==== INFORMATION SUPPLIED ====
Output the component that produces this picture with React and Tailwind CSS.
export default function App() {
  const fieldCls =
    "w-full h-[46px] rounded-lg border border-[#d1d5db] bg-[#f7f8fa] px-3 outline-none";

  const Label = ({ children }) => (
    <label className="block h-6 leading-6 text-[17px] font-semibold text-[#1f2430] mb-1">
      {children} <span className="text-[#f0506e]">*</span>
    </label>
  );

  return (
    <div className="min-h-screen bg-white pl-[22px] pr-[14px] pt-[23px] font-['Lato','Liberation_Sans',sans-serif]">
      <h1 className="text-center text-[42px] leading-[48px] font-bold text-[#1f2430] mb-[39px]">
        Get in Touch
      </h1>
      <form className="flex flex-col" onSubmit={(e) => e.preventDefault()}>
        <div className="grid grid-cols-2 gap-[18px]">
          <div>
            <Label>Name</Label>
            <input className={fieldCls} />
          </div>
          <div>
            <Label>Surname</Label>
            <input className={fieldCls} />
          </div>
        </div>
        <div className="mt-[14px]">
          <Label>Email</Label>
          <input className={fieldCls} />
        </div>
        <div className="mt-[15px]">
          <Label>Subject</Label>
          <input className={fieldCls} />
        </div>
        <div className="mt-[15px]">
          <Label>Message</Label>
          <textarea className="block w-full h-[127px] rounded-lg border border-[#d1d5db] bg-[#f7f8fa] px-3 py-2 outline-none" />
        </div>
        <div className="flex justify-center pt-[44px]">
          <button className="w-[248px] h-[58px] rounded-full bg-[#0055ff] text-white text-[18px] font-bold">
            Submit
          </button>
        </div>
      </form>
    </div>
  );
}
====
==== INFORMATION SUPPLIED ====
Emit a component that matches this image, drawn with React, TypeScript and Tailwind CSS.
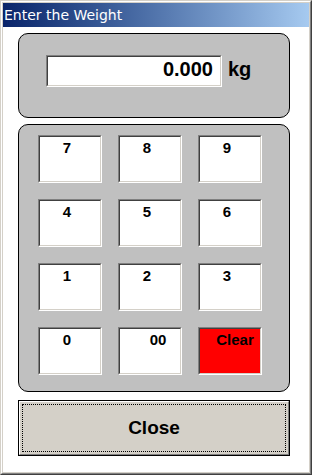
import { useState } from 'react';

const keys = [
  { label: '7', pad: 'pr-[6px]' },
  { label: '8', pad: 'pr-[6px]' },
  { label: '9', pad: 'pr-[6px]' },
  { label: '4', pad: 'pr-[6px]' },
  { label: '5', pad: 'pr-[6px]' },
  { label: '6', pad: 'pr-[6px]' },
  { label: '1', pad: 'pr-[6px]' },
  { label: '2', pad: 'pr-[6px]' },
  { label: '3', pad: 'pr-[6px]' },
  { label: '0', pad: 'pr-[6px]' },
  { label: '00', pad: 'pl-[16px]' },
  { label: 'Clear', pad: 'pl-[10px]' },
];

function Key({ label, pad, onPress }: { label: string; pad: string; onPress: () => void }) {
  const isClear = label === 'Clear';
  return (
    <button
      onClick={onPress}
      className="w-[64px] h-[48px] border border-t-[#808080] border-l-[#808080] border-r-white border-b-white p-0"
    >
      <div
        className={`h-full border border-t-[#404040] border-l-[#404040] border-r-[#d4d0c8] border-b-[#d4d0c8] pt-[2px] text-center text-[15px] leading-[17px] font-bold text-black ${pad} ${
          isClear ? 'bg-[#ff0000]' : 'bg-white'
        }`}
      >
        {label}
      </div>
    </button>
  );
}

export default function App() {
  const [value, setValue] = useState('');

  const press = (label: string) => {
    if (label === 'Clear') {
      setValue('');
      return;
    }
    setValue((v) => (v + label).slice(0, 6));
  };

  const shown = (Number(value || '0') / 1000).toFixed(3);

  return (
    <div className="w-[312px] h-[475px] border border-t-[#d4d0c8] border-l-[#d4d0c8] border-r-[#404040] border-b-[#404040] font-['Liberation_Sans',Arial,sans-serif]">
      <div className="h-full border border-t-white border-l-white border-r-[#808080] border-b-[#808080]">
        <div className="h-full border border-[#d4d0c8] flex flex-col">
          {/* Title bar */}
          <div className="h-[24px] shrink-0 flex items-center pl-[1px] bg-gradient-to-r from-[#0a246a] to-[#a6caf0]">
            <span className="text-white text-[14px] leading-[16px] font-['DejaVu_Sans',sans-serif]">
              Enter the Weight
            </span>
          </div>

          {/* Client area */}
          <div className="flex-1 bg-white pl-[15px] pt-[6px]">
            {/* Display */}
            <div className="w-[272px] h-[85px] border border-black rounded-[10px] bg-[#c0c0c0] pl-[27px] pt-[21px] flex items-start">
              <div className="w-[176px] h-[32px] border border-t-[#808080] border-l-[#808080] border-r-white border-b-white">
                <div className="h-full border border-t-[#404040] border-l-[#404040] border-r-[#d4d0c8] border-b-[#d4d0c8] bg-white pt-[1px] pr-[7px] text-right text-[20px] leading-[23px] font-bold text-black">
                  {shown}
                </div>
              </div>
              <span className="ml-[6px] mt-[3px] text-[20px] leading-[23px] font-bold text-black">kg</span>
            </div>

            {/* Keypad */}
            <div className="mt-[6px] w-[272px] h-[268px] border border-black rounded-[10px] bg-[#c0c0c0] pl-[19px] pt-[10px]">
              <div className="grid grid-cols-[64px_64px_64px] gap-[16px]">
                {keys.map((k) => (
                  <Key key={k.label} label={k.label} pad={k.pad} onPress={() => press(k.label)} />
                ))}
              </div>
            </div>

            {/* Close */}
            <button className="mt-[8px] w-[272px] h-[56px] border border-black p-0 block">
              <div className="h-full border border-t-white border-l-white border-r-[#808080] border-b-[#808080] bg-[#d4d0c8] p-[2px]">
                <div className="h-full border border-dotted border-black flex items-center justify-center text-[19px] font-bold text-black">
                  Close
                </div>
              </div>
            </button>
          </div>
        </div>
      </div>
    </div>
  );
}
====
DIRECTIONS: Above are some records; quote exactly and only the lines that begin at the line containing "Emit a component" and stop after the line containing "const shown = (Number(value", leaving out the pictures.

SOLUTION FOR THIS TASK:
Emit a component that matches this image, drawn with React, TypeScript and Tailwind CSS.
import { useState } from 'react';

const keys = [
  { label: '7', pad: 'pr-[6px]' },
  { label: '8', pad: 'pr-[6px]' },
  { label: '9', pad: 'pr-[6px]' },
  { label: '4', pad: 'pr-[6px]' },
  { label: '5', pad: 'pr-[6px]' },
  { label: '6', pad: 'pr-[6px]' },
  { label: '1', pad: 'pr-[6px]' },
  { label: '2', pad: 'pr-[6px]' },
  { label: '3', pad: 'pr-[6px]' },
  { label: '0', pad: 'pr-[6px]' },
  { label: '00', pad: 'pl-[16px]' },
  { label: 'Clear', pad: 'pl-[10px]' },
];

function Key({ label, pad, onPress }: { label: string; pad: string; onPress: () => void }) {
  const isClear = label === 'Clear';
  return (
    <button
      onClick={onPress}
      className="w-[64px] h-[48px] border border-t-[#808080] border-l-[#808080] border-r-white border-b-white p-0"
    >
      <div
        className={`h-full border border-t-[#404040] border-l-[#404040] border-r-[#d4d0c8] border-b-[#d4d0c8] pt-[2px] text-center text-[15px] leading-[17px] font-bold text-black ${pad} ${
          isClear ? 'bg-[#ff0000]' : 'bg-white'
        }`}
      >
        {label}
      </div>
    </button>
  );
}

export default function App() {
  const [value, setValue] = useState('');

  const press = (label: string) => {
    if (label === 'Clear') {
      setValue('');
      return;
    }
    setValue((v) => (v + label).slice(0, 6));
  };

  const shown = (Number(value || '0') / 1000).toFixed(3);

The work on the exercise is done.